**Set exercise**
Report only the number of lines in this material that include the string "React".

**Provided material**
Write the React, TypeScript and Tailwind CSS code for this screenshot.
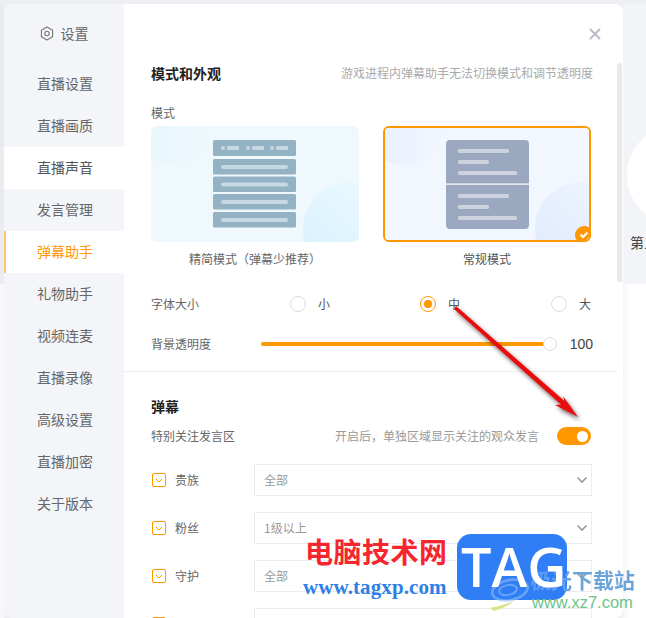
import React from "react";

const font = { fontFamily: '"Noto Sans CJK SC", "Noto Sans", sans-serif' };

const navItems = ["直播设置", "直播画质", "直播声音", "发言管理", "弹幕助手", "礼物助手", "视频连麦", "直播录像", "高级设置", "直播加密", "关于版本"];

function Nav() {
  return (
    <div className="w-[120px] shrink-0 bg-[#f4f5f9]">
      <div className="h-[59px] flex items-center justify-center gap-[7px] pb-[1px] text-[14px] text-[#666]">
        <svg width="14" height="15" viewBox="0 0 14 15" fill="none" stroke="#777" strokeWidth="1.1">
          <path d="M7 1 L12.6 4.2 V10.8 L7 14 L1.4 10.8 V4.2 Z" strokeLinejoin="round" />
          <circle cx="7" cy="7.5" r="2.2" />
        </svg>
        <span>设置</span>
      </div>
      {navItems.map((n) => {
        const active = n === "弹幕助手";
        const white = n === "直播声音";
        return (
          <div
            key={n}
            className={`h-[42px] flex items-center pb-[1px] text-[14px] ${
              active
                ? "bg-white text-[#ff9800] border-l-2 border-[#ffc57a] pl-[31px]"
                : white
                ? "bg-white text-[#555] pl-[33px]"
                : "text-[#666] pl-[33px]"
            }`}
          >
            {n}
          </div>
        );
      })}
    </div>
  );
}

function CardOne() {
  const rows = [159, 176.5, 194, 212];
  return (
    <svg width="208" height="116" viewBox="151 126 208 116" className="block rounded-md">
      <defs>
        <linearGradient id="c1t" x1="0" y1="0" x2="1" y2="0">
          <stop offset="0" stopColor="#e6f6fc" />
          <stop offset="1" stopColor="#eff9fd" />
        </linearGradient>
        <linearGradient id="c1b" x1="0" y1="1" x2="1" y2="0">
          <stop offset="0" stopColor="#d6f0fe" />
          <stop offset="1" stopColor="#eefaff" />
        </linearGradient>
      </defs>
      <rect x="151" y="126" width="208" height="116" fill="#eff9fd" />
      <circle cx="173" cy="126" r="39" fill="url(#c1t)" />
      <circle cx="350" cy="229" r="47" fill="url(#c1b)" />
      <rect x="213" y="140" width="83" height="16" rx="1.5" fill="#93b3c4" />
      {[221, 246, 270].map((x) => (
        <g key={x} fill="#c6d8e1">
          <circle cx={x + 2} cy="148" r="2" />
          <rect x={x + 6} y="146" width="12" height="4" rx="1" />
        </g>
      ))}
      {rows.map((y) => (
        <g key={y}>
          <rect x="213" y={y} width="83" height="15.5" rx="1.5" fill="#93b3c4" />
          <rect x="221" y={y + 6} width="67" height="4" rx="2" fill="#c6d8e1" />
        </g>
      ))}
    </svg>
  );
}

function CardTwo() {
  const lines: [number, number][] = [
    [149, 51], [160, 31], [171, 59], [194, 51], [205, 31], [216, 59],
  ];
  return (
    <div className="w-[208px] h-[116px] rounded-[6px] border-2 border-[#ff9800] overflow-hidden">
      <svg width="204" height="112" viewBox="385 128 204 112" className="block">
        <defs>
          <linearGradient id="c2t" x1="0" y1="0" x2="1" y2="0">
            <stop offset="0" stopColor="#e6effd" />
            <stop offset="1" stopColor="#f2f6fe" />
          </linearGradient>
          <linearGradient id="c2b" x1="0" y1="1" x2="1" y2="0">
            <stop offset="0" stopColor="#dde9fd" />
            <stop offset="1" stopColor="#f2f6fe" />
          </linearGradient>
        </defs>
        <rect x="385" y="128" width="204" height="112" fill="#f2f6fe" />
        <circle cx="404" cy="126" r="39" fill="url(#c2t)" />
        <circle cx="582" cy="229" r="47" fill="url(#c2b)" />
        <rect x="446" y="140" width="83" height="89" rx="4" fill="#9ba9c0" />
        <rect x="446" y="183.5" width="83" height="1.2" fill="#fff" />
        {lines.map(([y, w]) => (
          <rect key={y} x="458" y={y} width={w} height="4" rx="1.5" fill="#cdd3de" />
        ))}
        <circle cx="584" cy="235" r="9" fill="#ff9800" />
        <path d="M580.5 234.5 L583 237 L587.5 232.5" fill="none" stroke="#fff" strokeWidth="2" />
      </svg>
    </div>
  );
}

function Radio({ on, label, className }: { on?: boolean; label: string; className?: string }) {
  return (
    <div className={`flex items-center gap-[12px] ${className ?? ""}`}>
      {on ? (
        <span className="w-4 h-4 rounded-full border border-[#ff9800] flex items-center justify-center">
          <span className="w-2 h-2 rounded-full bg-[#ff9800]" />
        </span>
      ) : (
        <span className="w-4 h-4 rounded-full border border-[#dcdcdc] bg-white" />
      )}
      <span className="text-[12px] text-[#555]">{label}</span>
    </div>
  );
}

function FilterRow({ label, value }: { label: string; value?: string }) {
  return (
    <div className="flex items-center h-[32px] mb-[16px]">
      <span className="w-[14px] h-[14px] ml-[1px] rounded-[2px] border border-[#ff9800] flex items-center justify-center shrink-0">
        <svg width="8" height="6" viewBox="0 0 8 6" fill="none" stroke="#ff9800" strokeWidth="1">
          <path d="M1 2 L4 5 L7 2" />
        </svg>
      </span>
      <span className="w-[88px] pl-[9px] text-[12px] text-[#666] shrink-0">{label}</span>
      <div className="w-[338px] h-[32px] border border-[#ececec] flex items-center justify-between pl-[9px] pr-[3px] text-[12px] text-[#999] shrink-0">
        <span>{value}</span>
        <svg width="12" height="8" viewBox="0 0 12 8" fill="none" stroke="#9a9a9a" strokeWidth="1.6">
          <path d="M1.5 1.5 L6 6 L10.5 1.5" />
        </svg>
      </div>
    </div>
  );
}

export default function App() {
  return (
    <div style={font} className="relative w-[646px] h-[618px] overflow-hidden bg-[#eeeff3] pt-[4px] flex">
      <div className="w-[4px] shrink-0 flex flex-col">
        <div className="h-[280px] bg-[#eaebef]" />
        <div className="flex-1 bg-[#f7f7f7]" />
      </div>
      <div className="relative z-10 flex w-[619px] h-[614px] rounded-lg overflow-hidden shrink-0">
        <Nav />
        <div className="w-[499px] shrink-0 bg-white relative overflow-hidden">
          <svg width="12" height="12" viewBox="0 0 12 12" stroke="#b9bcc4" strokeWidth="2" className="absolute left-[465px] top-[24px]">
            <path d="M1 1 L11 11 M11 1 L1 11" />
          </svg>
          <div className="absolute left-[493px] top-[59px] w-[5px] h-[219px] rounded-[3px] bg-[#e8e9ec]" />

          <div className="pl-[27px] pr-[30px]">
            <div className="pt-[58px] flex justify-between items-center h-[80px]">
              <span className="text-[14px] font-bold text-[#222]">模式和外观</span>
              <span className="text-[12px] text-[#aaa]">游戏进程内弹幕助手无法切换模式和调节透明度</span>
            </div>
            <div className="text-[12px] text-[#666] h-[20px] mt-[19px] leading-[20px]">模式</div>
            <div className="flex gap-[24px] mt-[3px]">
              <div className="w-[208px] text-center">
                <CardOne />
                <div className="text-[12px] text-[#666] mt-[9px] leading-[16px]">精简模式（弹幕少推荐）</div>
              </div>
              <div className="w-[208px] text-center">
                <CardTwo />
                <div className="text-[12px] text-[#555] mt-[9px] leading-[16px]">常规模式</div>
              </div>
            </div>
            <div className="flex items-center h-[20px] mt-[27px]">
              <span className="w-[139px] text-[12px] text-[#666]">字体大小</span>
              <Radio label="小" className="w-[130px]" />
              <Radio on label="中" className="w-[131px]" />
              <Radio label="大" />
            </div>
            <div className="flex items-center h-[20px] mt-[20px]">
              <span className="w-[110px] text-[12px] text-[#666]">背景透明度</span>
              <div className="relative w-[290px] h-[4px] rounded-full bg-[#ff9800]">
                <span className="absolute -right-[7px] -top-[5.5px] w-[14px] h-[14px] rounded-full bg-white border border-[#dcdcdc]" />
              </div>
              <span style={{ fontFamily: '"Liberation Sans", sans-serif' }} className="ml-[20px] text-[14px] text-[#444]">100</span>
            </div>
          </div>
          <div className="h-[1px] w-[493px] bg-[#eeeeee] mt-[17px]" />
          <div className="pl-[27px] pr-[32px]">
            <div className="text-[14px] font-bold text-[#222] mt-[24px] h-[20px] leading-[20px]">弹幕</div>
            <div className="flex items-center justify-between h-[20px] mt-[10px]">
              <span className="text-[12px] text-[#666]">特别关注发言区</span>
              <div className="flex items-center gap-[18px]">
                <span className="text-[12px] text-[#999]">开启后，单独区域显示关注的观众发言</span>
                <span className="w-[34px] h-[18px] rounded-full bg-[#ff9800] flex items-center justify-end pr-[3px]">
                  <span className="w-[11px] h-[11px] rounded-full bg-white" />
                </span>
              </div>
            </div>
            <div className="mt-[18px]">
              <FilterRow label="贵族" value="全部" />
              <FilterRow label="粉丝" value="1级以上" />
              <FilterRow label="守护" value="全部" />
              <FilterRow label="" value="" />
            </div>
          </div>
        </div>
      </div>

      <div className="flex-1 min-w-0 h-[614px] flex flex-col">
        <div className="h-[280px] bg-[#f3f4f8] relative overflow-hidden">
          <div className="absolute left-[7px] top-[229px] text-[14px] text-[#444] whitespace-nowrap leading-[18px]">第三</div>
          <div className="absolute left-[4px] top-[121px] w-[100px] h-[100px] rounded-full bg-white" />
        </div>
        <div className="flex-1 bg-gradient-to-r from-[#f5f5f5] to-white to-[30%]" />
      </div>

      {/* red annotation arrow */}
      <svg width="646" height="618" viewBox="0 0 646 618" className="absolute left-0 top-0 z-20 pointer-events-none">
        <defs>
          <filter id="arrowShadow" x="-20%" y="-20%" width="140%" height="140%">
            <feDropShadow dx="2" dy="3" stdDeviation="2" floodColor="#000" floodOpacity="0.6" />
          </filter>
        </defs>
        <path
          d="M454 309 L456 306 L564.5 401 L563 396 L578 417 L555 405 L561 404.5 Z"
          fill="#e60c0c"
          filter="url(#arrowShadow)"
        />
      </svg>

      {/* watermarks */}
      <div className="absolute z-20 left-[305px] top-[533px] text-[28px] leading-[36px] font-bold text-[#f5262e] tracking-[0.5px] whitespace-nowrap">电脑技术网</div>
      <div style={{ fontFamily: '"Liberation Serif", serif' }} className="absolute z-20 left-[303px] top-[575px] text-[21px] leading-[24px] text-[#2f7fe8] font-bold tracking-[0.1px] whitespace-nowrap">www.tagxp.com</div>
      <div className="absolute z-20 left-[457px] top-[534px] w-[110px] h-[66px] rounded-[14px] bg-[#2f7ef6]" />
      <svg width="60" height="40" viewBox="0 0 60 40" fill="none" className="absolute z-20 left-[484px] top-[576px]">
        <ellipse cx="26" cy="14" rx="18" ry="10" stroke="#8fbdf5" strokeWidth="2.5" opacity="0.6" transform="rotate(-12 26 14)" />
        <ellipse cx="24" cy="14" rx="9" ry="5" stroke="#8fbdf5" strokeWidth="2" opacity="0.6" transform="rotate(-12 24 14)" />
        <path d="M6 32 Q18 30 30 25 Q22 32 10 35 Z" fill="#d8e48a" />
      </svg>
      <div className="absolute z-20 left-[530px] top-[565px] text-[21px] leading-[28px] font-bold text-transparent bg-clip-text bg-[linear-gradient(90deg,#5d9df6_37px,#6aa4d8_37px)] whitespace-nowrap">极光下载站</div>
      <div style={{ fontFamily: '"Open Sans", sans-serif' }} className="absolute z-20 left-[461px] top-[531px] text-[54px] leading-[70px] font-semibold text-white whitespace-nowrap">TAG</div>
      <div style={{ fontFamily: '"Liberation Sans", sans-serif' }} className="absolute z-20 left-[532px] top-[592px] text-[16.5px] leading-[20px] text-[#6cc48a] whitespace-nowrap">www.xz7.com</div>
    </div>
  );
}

**Solved problem**
2